Alors que l’industrie minière et ses répercussions sur les glaciers menacent les réserves en eau potable du Chili, les spécialistes préviennent qu’une réglementation de ses activités pourrait mener à de lourdes conséquences sur l’économie nationale.
Abritant 82 % des glaciers sud-américains, le Chili dénombre plus de 24 000 glaciers sur son territoire. Or, ce pays d’Amérique du Sud possède aussi une industrie minière très prospère, produisant du cuivre, du lithium et de nombreux autres minéraux.
Il y a une quinzaine d’années, certains experts et expertes ont commencé à craindre que les pratiques de cette industrie, qui représentent actuellement 15 % du PIB chilien, puissent mettre en danger les glaciers. Depuis maintenant dix ans, le gouvernement chilien tente de trouver un équilibre entre la préservation d’un écosystème fragile et l’évolution d’un des secteurs économiques les plus importants au pays.
Une ressource à ne pas négliger
Selon Estefanía González, coordonnatrice des campagnes menées par Greenpeace Chili, les glaciers se trouvant au nord du pays, où prennent place de nombreux projets miniers, ne reçoivent pas l’attention qu’ils méritent. Elle explique que ces glaciers contiennent généralement des minéraux convoités par l’industrie minière, ce qui les rend plus susceptibles de faire l’objet de projets miniers.
Selon la coordinatrice, l’industrie minière peut affecter les glaciers de plusieurs façons. Parfois, les projets miniers vont procéder à leur perforation ou à leur explosion pour accéder aux minéraux. D’autres fois, ce sont les particules noires s’échappant des chantiers qui se déposent sur les glaciers et accélèrent leur fonte déjà entamée par le réchauffement climatique.
Ces particules se retrouvent alors dans l’eau provenant de la fonte de ces glaciers et se rendent dans les plus grandes artères chiliennes, « dont la rivière Maipo, […] d’où toute l’eau de Santiago provient », relève Mme González. Celle-ci précise que, lors des saisons où il n’y a pas beaucoup de pluie ou de neige, une grande part de l’eau de la rivière découle des glaciers.
« Une autre conséquence de la disparition des glaciers est la perte de paysages pittoresques qui sont à l’origine de nombreuses significations et traditions culturelles pour les Premières Nations et la population d’aujourd’hui », renchérit Alfonso Fernández, géographe chilien spécialisé en changements hydroclimatiques, en environnements montagneux et en glaciers.
Une industrie qui s’adapte
« Les compagnies minières ont maintenant beaucoup d’inquiétudes au sujet des glaciers. Elles traitent ces derniers de manière très différente d’il y a quelques décennies », rappelle Gustavo Lagos, professeur en ingénierie minière et en économie des minéraux à l’université pontificale catholique du Chili.

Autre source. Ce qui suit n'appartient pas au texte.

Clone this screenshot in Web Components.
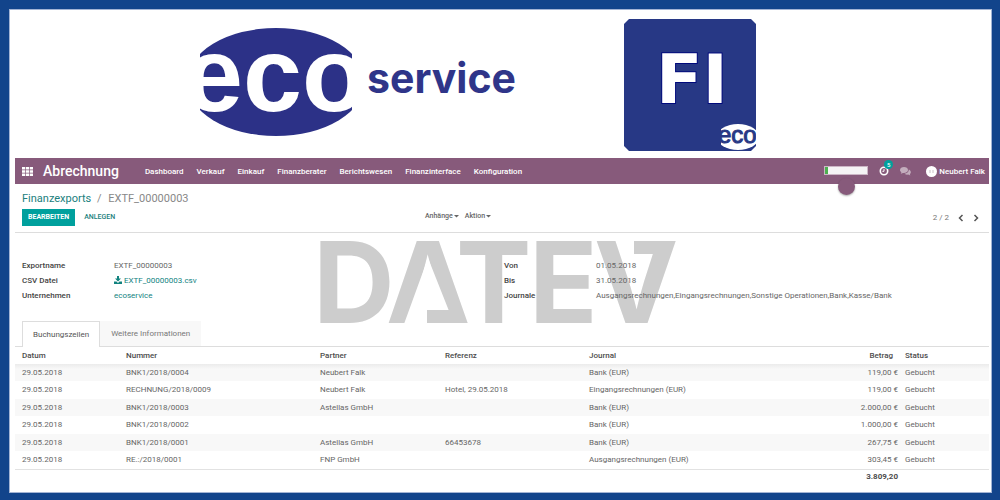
<!DOCTYPE html>
<html lang="de">
<head>
<meta charset="utf-8">
<meta name="viewport" content="width=device-width, initial-scale=1">
<title>Abrechnung – EXTF_00000003</title>
<style>
  body { margin: 0; font-family: Roboto, "Liberation Sans", sans-serif; font-size: 8px; line-height: 15px; color: #666; background: #12448b; }
</style>
</head>
<body>
<page-frame>
  <brand-header></brand-header>
  <app-shell>
    <nav-bar slot="nav" heading="Abrechnung" user="Neubert Falk" count="5">
      <a href="#dashboard">Dashboard</a>
      <a href="#verkauf">Verkauf</a>
      <a href="#einkauf">Einkauf</a>
      <a href="#finanzberater">Finanzberater</a>
      <a href="#berichtswesen">Berichtswesen</a>
      <a href="#finanzinterface">Finanzinterface</a>
      <a href="#konfiguration">Konfiguration</a>
    </nav-bar>
    <control-panel slot="control">
      <a slot="parent" href="#finanzexports">Finanzexports</a>
      <span slot="current">EXTF_00000003</span>
      <span slot="pager">2 / 2</span>
    </control-panel>
    <export-form></export-form>
    <tab-strip></tab-strip>
    <booking-table></booking-table>
  </app-shell>
</page-frame>

<script>
const define = (name, html, setup) => {
  const template = document.createElement('template');
  template.innerHTML = html;
  customElements.define(name, class extends HTMLElement {
    constructor() {
      super();
      this.attachShadow({ mode: 'open' }).append(template.content.cloneNode(true));
    }
    connectedCallback() { if (setup) setup(this, this.shadowRoot); }
  });
};

define('page-frame', `
<style>
  :host { display: block; box-sizing: border-box; min-height: 100vh; padding: 9px 8px 7px 9px; background: #12448b; }
  main { display: block; box-sizing: border-box; min-height: calc(100vh - 16px); background: #fff; border: 1px solid #a3b4d4; padding: 0 2px 8px 5px; }
</style>
<main><slot></slot></main>`);

define('brand-header', `
<style>
  :host { display: flex; justify-content: center; align-items: flex-start; gap: 106px; padding: 9px 50px 7px 0; }
  svg { display: block; flex: none; }
</style>
<svg width="320" height="132" viewBox="198 19 320 132" role="img" aria-label="ecoservice">
  <defs><clipPath id="oval"><rect x="200" y="20" width="152" height="120"/></clipPath></defs>
  <g clip-path="url(#oval)">
    <ellipse cx="276" cy="82" rx="89" ry="54" fill="#2c3187"/>
    <text x="184" y="111" font-family="Liberation Sans, sans-serif" font-weight="700" font-size="106" fill="#fff">eco</text>
  </g>
  <text x="367" y="93" font-family="Inter, sans-serif" font-weight="700" font-size="41" fill="#2f3589">service</text>
</svg>
<svg width="133" height="132" viewBox="624 19 133 132" role="img" aria-label="FI eco">
  <defs><clipPath id="badge"><rect x="721" y="120" width="35" height="30"/></clipPath></defs>
  <path d="M629 19H751L756 24V146L751 151H629L624 146V24Z" fill="#273885"/>
  <text x="656" y="103" font-family="DejaVu Sans, sans-serif" font-weight="700" font-size="68" fill="#fff" stroke="#00097c" stroke-width="2" paint-order="stroke">FI</text>
  <g clip-path="url(#badge)">
    <ellipse cx="738" cy="137" rx="21" ry="13" fill="#fff"/>
    <text x="718" y="143" font-family="Liberation Sans, sans-serif" font-size="24" fill="#273885" stroke="#273885" stroke-width="1">eco</text>
  </g>
</svg>`);

define('app-shell', `
<style>
  :host { display: block; position: relative; }
  .watermark { position: absolute; top: 82px; left: 304px; pointer-events: none; }
  .body { position: relative; }
</style>
<slot name="nav"></slot>
<slot name="control"></slot>
<svg class="watermark" width="360" height="84" viewBox="319 240 360 84" role="img" aria-label="DATEV">
  <g fill="#cdcdcd">
    <text x="313 386 456 529 594" y="323" font-family="Inter, sans-serif" font-weight="700" font-size="113">DATEV</text>
    <path d="M428 258L449 311H426V324H404Z" fill="#fff"/>
    <path d="M427 310H455L460 323H427Z"/>
    <path d="M634 241H674L669 254H634Z"/>
  </g>
</svg>
<div class="body"><slot></slot></div>`);

define('nav-bar', `
<style>
  :host { display: flex; align-items: center; position: relative; height: 26px; padding: 0 4px 0 7px; background: #875a7b; color: #fff; font-weight: 500; box-sizing: border-box; }
  .apps { display: block; width: 11px; height: 9px; padding: 0; border: 0; background: none; color: inherit; }
  svg { display: block; }
  h1 { margin: 0 26px 0 10px; font-size: 14px; line-height: 20px; font-weight: 500; }
  nav { display: flex; gap: 13px; flex: 1; }
  ::slotted(a) { color: #fff; text-decoration: none; }
  .meter { width: 42px; height: 7px; margin-bottom: 2px; border: 1px solid #cbb5c5; background: linear-gradient(90deg, #4caf50 3px, #f5f3f5 3px); }
  .clock { position: relative; margin-left: 11px; }
  .count { position: absolute; left: 5px; top: -6px; width: 9px; height: 9px; border-radius: 50%; background: #00a09d; font-size: 6px; line-height: 9px; text-align: center; }
  .chat { margin-left: 11px; }
  .avatar { margin: 0 2px 0 15px; }
  .knob { position: absolute; right: 134px; top: 20px; width: 17px; height: 17px; border-radius: 50%; background: #875a7b; box-shadow: 0 1px 2px #0005; }
</style>
<button class="apps" aria-label="Apps"><svg width="11" height="9" viewBox="0 0 11 9" fill="#fff"><path d="M0 0h3.200v2.500H0zM3.900 0h3.200v2.500H3.900zM7.800 0H11v2.500H7.800zM0 3.200h3.200v2.500H0zM3.900 3.200h3.200v2.500H3.900zM7.800 3.200H11v2.500H7.800zM0 6.400h3.200v2.500H0zM3.900 6.400h3.200v2.500H3.900zM7.800 6.400H11v2.500H7.800z"/></svg></button>
<h1></h1>
<nav><slot></slot></nav>
<div class="knob"></div>
<div class="meter" role="progressbar" aria-label="Fortschritt" aria-valuenow="5"></div>
<div class="clock"><svg width="10" height="10" viewBox="0 0 10 10" fill="none" stroke="#fff"><circle cx="5" cy="5" r="3.700" stroke-width="1.600"/><path d="M5 3v2.300H3.400" stroke-width="1"/></svg><span class="count"></span></div>
<svg class="chat" width="11" height="9" viewBox="0 0 11 9" fill="#c3adbd"><path d="M4 0C1.800 0 0 1.300 0 3c0 1 .6 1.800 1.400 2.300L.8 6.700 3 5.900C5.900 6.200 8 4.800 8 3S6.200 0 4 0z"/><path d="M8.800 2.500C9 4.800 7 6.500 4.600 6.700 5.500 7.500 6.900 7.800 8.200 7.600L10.300 8.600 9.800 7.200C11.300 6.100 11.400 3.700 8.800 2.500z"/></svg>
<svg class="avatar" width="11" height="11" viewBox="0 0 11 11"><circle cx="5.500" cy="5.500" r="5.500" fill="#fff"/><path d="M3 4h2v3H3zM6 4h2v3H6z" fill="#e4dfe3"/></svg>
<span class="user"></span>`, (host, root) => {
  root.querySelector('h1').textContent = host.getAttribute('heading');
  root.querySelector('.user').textContent = host.getAttribute('user');
  root.querySelector('.count').textContent = host.getAttribute('count');
});

define('control-panel', `
<style>
  :host { display: block; padding: 7px; height: 49px; box-sizing: border-box; border-bottom: 1px solid #ddd; }
  .crumbs { font-size: 11px; line-height: 16px; color: #888; }
  ::slotted(a) { color: #21807d; text-decoration: none; }
  .sep { margin: 0 4px 0 3px; }
  .row { display: grid; grid-template-columns: 403px 1fr auto; align-items: start; padding-top: 2px; font-size: 7px; }
  button { font: inherit; border: 0; background: none; padding: 0; color: #666; line-height: 17px; }
  .actions { display: flex; gap: 9px; }
  .primary { background: #00a09d; color: #fff; font-weight: 700; padding: 0 6px; }
  .plain { color: #21807d; font-weight: 500; }
  .menus { display: flex; gap: 6px; }
  .menus button { display: flex; align-items: center; gap: 1px; line-height: 15px; font-weight: 500; }
  .pager { display: flex; align-items: center; font-size: 8px; line-height: 17px; color: #777; padding-right: 3px; }
  .pager button { margin-left: 9px; }
  svg { display: block; }
</style>
<div class="crumbs"><slot name="parent"></slot> <span class="sep">/</span> <slot name="current"></slot></div>
<div class="row">
  <div class="actions"><button class="primary">BEARBEITEN</button><button class="plain">ANLEGEN</button></div>
  <div class="menus">
    <button>Anhänge <svg width="5" height="3" viewBox="0 0 5 3"><path d="M0 0H5L2.500 2.500Z" fill="#666"/></svg></button>
    <button>Aktion <svg width="5" height="3" viewBox="0 0 5 3"><path d="M0 0H5L2.500 2.500Z" fill="#666"/></svg></button>
  </div>
  <div class="pager"><slot name="pager"></slot>
    <button aria-label="Zurück"><svg width="6" height="8" viewBox="0 0 6 8"><path d="M4.500 1L1.500 4L4.500 7" fill="none" stroke="#555" stroke-width="1.500"/></svg></button>
    <button aria-label="Weiter"><svg width="6" height="8" viewBox="0 0 6 8"><path d="M1.500 1L4.500 4L1.500 7" fill="none" stroke="#555" stroke-width="1.500"/></svg></button>
  </div>
</div>`);

define('export-form', `
<style>
  :host { display: grid; grid-template-columns: 1fr 1fr; column-gap: 4px; padding: 25px 7px 18px; }
  dl { display: grid; grid-template-columns: 92px 1fr; margin: 0; align-content: start; }
  dt { color: #444; font-weight: 500; }
  dd { margin: 0; white-space: nowrap; }
  a { color: #12837f; text-decoration: none; }
  svg { vertical-align: -1px; }
</style>
<dl>
  <dt>Exportname</dt><dd>EXTF_00000003</dd>
  <dt>CSV Datei</dt><dd><a href="#csv"><svg width="8" height="8" viewBox="0 0 8 8" fill="#12837f"><path d="M3 0H5V2.500H7L4 5.500L1 2.500H3ZM0 5.500H2.500L4 7L5.500 5.500H8V8H0Z"/></svg> EXTF_00000003.csv</a></dd>
  <dt>Unternehmen</dt><dd><a href="#ecoservice">ecoservice</a></dd>
</dl>
<dl>
  <dt>Von</dt><dd>01.05.2018</dd>
  <dt>Bis</dt><dd>31.05.2018</dd>
  <dt>Journale</dt><dd>Ausgangsrechnungen,Eingangsrechnungen,Sonstige Operationen,Bank,Kasse/Bank</dd>
</dl>`);

define('tab-strip', `
<style>
  :host { display: flex; padding-left: 7px; border-bottom: 1px solid #ddd; }
  button { font: inherit; line-height: 24px; padding: 0 10px; border: 1px solid #f8f8f8; border-bottom: 0; background: #f8f8f8; color: #777; }
  .on { background: #fff; color: #555; border-color: #ddd; margin-bottom: -1px; }
</style>
<button class="on" role="tab" aria-selected="true">Buchungszeilen</button>
<button role="tab" aria-selected="false">Weitere Informationen</button>`);

define('booking-table', `
<style>
  :host { display: block; }
  table { width: 100%; border-collapse: collapse; table-layout: fixed; }
  th, td { padding: 0 0 0 7px; text-align: left; line-height: 17px; white-space: nowrap; }
  th { color: #4c4c4c; font-weight: 500; }
  tbody tr:nth-child(odd) { background: #f8f8f8; }
  tbody tr:nth-child(even) td { line-height: 18px; }
  tbody tr:first-child { background: linear-gradient(#ebebeb, #f8f8f8 5px); }
  .num { text-align: right; }
  th.num { padding-right: 5px; }
  tfoot td { line-height: 15px; font-weight: 700; color: #4c4c4c; box-shadow: inset 0 1px #e2e2e2; }
  .date { width: 97px; } .number { width: 187px; } .partner { width: 118px; } .ref { width: 137px; }
  .sum { width: 60px; } .state { width: 84px; }
</style>
<table>
  <thead><tr><th class="date">Datum</th><th class="number">Nummer</th><th class="partner">Partner</th><th class="ref">Referenz</th><th>Journal</th><th class="sum num">Betrag</th><th class="state">Status</th></tr></thead>
  <tbody></tbody>
  <tfoot><tr><td colspan="5"></td><td class="num">3.809,20</td><td></td></tr></tfoot>
</table>`, (host, root) => {
  const rows = [
    ['BNK1/2018/0004', 'Neubert Falk', '', 'Bank (EUR)', '119,00 €'],
    ['RECHNUNG/2018/0009', 'Neubert Falk', 'Hotel, 29.05.2018', 'Eingangsrechnungen (EUR)', '119,00 €'],
    ['BNK1/2018/0003', 'Astellas GmbH', '', 'Bank (EUR)', '2.000,00 €'],
    ['BNK1/2018/0002', '', '', 'Bank (EUR)', '1.000,00 €'],
    ['BNK1/2018/0001', 'Astellas GmbH', '66453678', 'Bank (EUR)', '267,75 €'],
    ['RE.:/2018/0001', 'FNP GmbH', '', 'Ausgangsrechnungen (EUR)', '303,45 €'],
  ];
  const body = root.querySelector('tbody');
  body.replaceChildren();
  for (const row of rows) {
    const tr = body.insertRow();
    ['29.05.2018', ...row, 'Gebucht'].forEach((value, i) => {
      const cell = tr.insertCell();
      cell.textContent = value;
      if (i === 5) cell.className = 'num';
    });
  }
});
</script>
</body>
</html>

Il affirme aussi que de nombreuses précautions sont prises par les différents projets miniers pour protéger les glaciers.
Selon M. Lagos, il est tout à fait possible de maintenir en marche la majorité des projets miniers en créant des infrastructures et en investissant dans des mesures de préservation des glaciers. « Dans 30 ans, il n'y aura plus de glaciers dans les régions importantes du Chili, avec ou sans activité minière. Les glaciers fondent, et ça, c’est le réchauffement climatique, ça n’a rien à voir avec les mines », souligne-t-il.
Un changement s’impose
L'adoption d'une loi permettant la protection des glaciers contre la menace des activités minières est envisagée depuis de nombreuses années. Une telle loi est essentielle à la préservation des glaciers, selon Mme González et M. Fernández.
D’un autre côté, si le projet de loi actuellement considéré par le gouvernement chilien voyait le jour et imposait des restrictions aux activités minières, les pertes économiques pourraient être considérables. « Quatre des plus grandes opérations minières chiliennes seraient affectées, ce qui signifie qu’environ 1,5 million de tonnes de cuivre sur 6 millions de tonnes seraient affectées », explique M. Lagos. Selon lui, l’industrie minière produit une grande quantité d’emplois directs comme indirects et constitue plus de la moitié des exportations du pays.
M. Fernández ne partage pas tout à fait cette vision. « Les glaciers doivent être protégés par la loi. […] Selon moi, nous sommes sur le bon chemin », se réjouit-il. Mme González, quant à elle, atteste qu’aucune activité minière ne devrait être tolérée si elle affecte les glaciers d’une quelconque manière.